• **Task directions**: From the entries below, count the lines with "full". Write only the count.

• **Extracted records**:
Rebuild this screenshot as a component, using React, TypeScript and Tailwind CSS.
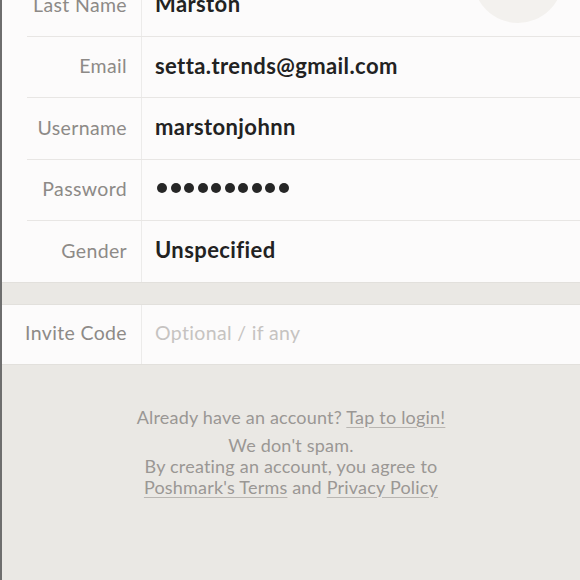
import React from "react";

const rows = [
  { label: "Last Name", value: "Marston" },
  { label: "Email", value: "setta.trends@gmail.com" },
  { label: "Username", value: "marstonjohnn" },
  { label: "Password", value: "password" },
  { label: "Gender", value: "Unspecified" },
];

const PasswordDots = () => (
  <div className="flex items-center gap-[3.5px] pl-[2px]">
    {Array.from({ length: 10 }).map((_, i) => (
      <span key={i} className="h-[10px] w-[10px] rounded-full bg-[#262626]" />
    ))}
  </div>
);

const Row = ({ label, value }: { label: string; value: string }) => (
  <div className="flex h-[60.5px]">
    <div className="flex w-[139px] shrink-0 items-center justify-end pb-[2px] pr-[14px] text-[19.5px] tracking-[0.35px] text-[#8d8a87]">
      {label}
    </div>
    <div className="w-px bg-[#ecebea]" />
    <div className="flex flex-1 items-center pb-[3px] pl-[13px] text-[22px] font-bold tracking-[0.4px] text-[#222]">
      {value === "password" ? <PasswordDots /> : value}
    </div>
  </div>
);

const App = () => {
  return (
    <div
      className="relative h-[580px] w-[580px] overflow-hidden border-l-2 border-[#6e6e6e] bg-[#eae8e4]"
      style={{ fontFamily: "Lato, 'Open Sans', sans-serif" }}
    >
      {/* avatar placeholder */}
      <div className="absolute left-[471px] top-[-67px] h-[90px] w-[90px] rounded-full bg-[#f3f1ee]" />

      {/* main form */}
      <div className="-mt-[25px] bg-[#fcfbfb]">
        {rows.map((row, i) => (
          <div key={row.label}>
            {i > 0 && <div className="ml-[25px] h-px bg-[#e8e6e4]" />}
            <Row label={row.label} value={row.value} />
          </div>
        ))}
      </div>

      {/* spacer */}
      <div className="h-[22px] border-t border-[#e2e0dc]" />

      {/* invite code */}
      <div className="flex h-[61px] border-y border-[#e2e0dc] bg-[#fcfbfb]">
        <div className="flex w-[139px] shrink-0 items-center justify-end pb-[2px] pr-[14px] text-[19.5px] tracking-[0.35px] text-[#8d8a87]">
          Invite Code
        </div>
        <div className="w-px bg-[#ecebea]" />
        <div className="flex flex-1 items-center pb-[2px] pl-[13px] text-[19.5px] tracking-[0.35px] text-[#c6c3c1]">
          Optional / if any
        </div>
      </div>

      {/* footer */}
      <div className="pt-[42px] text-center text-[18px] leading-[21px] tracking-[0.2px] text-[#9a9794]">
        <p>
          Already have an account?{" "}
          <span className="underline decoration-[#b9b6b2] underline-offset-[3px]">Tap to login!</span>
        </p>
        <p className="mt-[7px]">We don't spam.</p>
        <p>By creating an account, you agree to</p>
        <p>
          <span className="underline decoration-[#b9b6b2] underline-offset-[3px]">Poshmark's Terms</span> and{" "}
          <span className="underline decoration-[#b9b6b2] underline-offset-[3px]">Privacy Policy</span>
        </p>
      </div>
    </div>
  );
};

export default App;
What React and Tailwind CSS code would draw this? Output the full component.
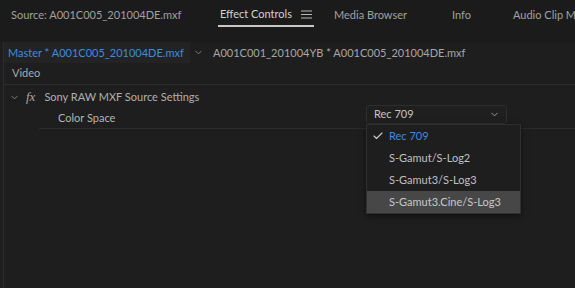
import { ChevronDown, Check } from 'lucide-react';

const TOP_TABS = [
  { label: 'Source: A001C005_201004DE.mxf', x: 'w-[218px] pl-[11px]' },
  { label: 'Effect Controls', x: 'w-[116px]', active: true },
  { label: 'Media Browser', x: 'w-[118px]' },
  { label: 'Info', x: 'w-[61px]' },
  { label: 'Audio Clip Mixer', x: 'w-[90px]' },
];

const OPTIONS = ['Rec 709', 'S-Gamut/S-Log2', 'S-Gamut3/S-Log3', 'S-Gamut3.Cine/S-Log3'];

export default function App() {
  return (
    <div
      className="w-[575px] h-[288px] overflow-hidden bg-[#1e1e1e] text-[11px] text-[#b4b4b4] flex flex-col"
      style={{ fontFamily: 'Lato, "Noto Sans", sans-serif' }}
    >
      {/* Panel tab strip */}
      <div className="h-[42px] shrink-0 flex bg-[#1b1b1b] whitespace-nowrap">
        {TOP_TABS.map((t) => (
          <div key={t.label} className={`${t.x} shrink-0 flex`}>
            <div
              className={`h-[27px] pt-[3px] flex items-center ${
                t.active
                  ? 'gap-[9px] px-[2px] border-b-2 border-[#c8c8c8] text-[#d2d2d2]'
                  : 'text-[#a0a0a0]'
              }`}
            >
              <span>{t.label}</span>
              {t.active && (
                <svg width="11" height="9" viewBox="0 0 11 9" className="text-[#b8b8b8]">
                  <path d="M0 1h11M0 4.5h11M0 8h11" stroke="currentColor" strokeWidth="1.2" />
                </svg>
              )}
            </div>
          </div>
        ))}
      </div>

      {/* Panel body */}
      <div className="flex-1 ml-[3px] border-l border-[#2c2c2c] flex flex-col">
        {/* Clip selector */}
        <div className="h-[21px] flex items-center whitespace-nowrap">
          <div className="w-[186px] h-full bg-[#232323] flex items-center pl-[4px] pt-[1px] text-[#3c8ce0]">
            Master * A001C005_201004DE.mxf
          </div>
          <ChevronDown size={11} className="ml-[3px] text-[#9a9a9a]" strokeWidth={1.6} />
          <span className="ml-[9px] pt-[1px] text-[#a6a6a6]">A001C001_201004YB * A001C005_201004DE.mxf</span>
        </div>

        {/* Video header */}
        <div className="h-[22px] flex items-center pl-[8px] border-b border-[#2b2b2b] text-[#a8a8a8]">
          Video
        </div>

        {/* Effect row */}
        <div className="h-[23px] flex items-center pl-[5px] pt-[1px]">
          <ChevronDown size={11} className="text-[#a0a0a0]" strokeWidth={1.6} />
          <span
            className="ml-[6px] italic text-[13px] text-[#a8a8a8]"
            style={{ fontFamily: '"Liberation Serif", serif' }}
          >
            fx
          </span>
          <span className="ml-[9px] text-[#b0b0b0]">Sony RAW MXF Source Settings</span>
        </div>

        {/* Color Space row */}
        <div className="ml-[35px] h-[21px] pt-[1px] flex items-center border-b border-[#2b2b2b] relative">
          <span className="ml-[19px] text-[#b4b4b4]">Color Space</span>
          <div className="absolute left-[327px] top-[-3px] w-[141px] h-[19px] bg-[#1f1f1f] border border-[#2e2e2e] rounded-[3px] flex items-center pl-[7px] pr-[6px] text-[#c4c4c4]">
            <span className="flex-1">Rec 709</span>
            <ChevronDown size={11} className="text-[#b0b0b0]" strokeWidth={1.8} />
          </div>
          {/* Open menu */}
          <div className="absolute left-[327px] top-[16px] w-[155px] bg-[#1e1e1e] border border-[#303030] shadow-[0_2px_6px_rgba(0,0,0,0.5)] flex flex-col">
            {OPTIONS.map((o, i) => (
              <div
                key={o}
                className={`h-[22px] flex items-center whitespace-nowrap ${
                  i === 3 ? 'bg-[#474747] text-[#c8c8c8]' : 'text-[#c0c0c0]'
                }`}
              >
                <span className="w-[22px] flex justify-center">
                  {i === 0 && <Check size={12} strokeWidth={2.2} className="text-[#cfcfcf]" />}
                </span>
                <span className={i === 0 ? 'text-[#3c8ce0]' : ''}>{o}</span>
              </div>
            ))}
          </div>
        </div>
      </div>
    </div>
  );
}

• **Complete output**: 4